_Pages as source code_
────────────────

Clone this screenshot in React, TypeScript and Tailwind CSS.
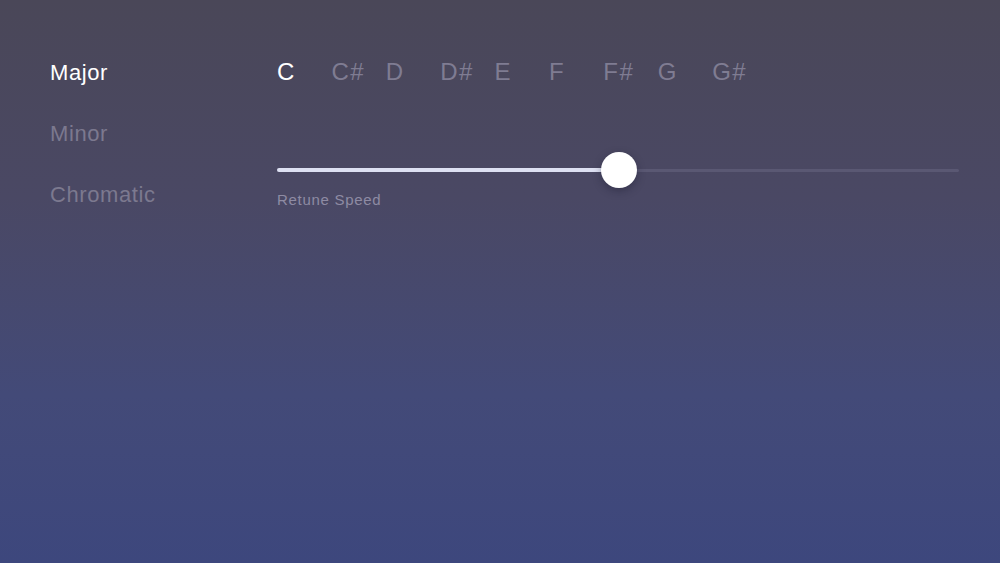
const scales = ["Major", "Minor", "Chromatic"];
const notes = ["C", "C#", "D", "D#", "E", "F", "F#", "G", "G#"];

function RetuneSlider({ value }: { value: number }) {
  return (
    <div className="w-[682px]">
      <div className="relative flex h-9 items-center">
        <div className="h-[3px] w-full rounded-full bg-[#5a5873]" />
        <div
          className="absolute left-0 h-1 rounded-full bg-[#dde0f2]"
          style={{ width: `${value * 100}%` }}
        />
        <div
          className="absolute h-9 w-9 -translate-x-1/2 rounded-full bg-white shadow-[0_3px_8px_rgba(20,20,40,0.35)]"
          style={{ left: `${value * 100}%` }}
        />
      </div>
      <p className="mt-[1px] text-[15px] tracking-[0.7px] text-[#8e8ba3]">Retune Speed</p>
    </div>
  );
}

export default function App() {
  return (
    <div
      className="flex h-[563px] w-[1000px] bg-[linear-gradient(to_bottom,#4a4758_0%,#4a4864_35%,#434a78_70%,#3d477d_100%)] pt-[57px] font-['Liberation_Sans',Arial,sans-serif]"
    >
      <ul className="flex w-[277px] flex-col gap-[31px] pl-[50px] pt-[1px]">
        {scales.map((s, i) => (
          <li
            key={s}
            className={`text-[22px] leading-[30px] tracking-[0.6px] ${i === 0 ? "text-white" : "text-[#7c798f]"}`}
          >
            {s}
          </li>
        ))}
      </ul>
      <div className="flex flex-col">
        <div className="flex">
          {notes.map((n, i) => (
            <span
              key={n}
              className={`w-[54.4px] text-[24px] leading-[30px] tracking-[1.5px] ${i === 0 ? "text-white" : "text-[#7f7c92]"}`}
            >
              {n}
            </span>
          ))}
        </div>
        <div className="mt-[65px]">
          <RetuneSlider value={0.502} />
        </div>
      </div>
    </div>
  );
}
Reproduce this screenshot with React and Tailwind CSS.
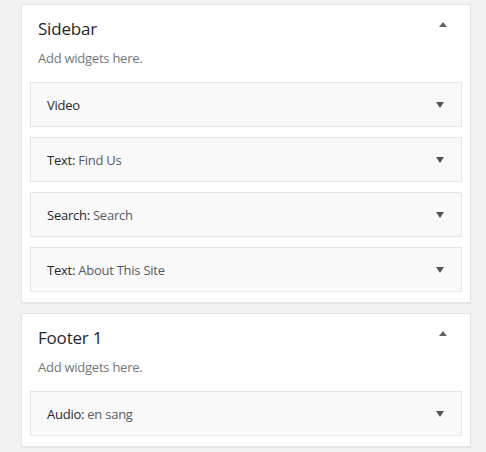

────────────────

_BRIEF_
List each line holding the string "Tailwind".

_RESPONSE_
Clone this screenshot in React, TypeScript and Tailwind CSS.
Reproduce this screenshot with React and Tailwind CSS.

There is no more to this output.